Site icon Conservation news

With pressure to drill, what should be saved in the Arctic?




Map showing the 13 most vulnerable areas in the Arctic marine environment. Photo: IUCN/NRDC. Click image to enlarge.


Two major threats face the Arctic: the first is global climate change, which is warming the Arctic twice as fast the global average; the second is industrial expansion into untouched areas. The oil industry is exploring new areas in the Arctic, which they could not have reached before without anthropogenic climate change melting the region’s summer ice; but, of course, the Arctic wouldn’t be warming without a hundred years of massive emissions from this very same industry, thus creating a positive feedback loop that is likely to wholly transform the Arctic.

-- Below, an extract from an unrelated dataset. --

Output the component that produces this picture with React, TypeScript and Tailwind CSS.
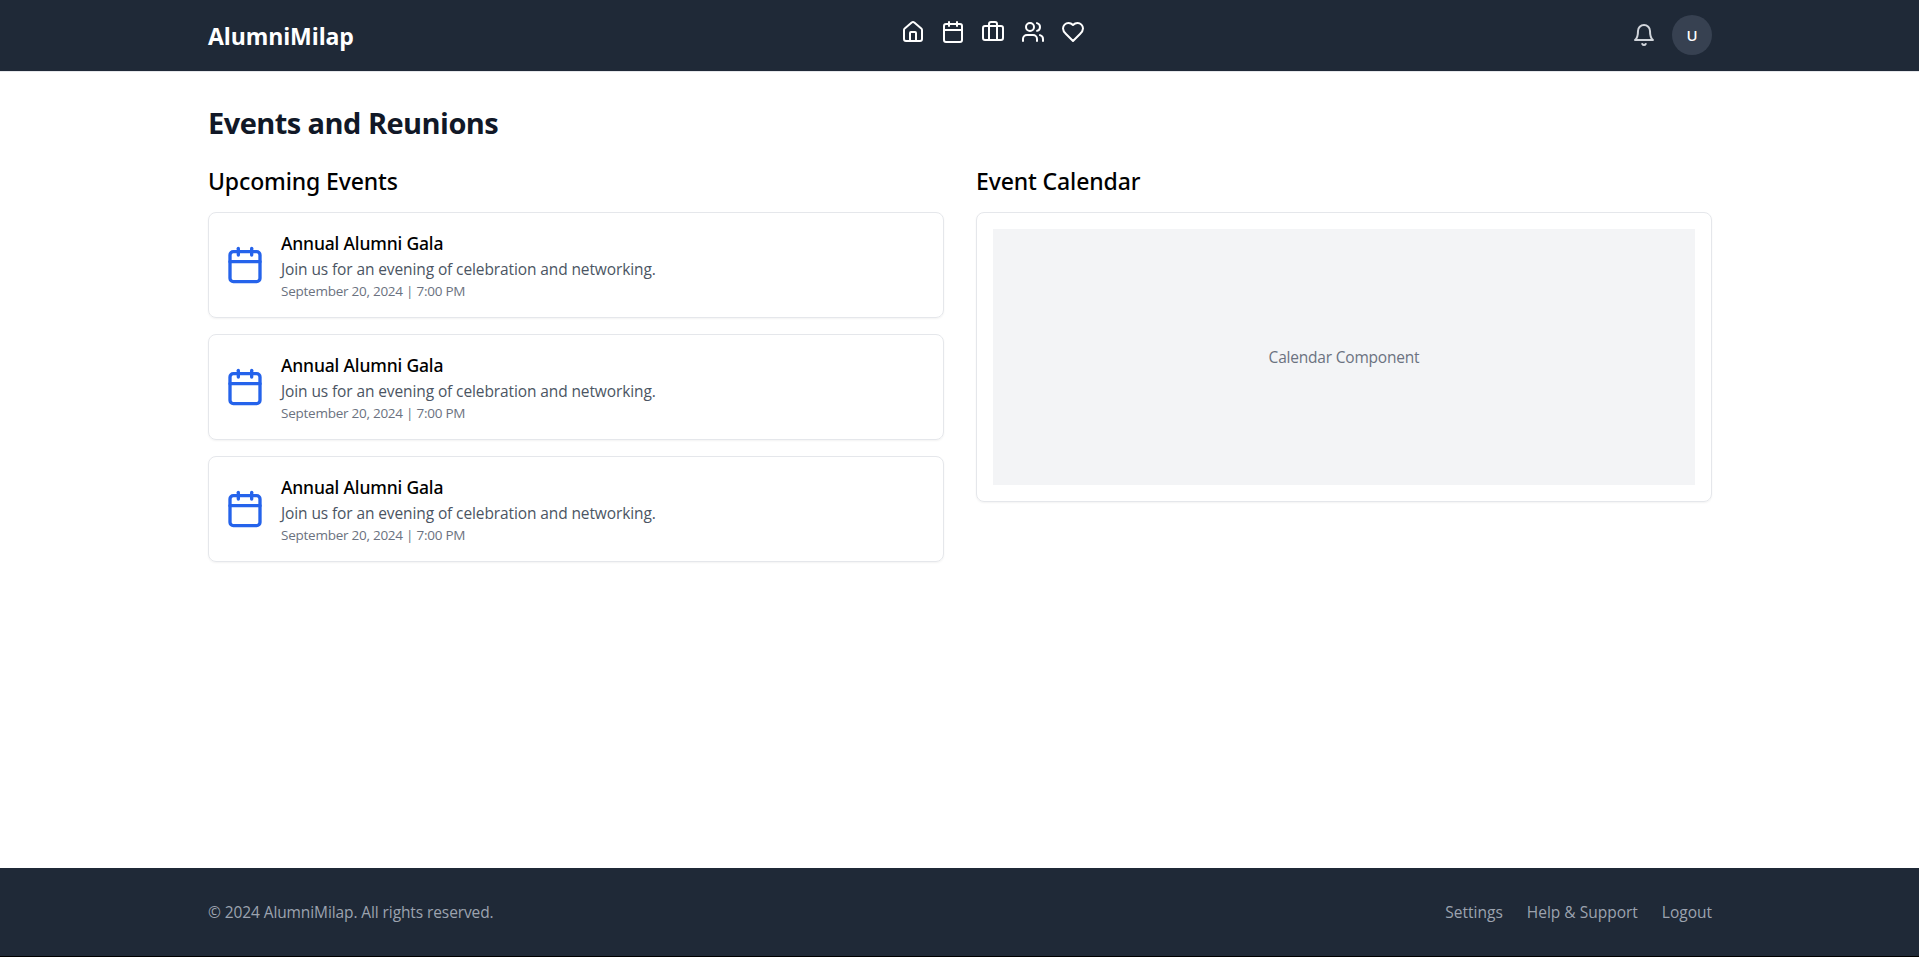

In addition, new shipping routes and greater fishing pressure are expected in recently accessible areas. Now, a report from the Natural Resources Defense Council (NRDC) and the International Union for the Conservation of Nature (IUCN) have selected 13 areas of Arctic they argue deserve protection given their ecological importance and vulnerability.


“There is increasing interest in expanded economic activities in the Arctic,” Thomas L. Laughlin, Deputy Head of IUCN’s Global Marine and Polar Program, said in a press release. “The information and maps we have available now will allow governments and the international community to make the right choices regarding the conservation and use of the natural resources of the Arctic.”


In total the report finds 77 areas that deserve consideration for protection, however it points to 13 that especially stand out. These 13 sites include: St. Lawrence Island, Bering Strait, and Wrangell Island, the Chukchi Beaufort Coast, Beaufort Coast/Cape Bathurst, Polar Pack Refugium, Lancaster Sound/North Water Polynya, Disko Bay/Store Hellefiskebanke, White Sea/Barents Sea Coast, Pechora Sea/Kara Gate, Novaya Zemlya, High Arctic Islands and Shelf, and the Great Siberian Polynya.


The Arctic wide report was crafted during a workshop last year involved 34 scientists and representatives from Arctic indigenous communities.


“We have a short window of opportunity to plan for industrial development in a way that respects and protects important and fragile ocean places, wildlife and communities. As nations around the Arctic plan new offshore oil development, fishing and shipping, this report jumpstarts the process of identifying areas that should be considered for protection from the environmental consequences of those activities, including oil spills, pollution, and habitat degradation,” Lisa Speer, Director of the International Oceans Program at NRDC, said.






Related articles



Arctic sea ice maximum ties for lowest on record

(03/24/2011) Providing more data on how climate change is impacting the Arctic, the maximum extent of sea ice this year was tied with 2006 for the lowest on record. Maximum sea ice simply means the territory the sea ice covers at its greatest point before the seasonal melt begins.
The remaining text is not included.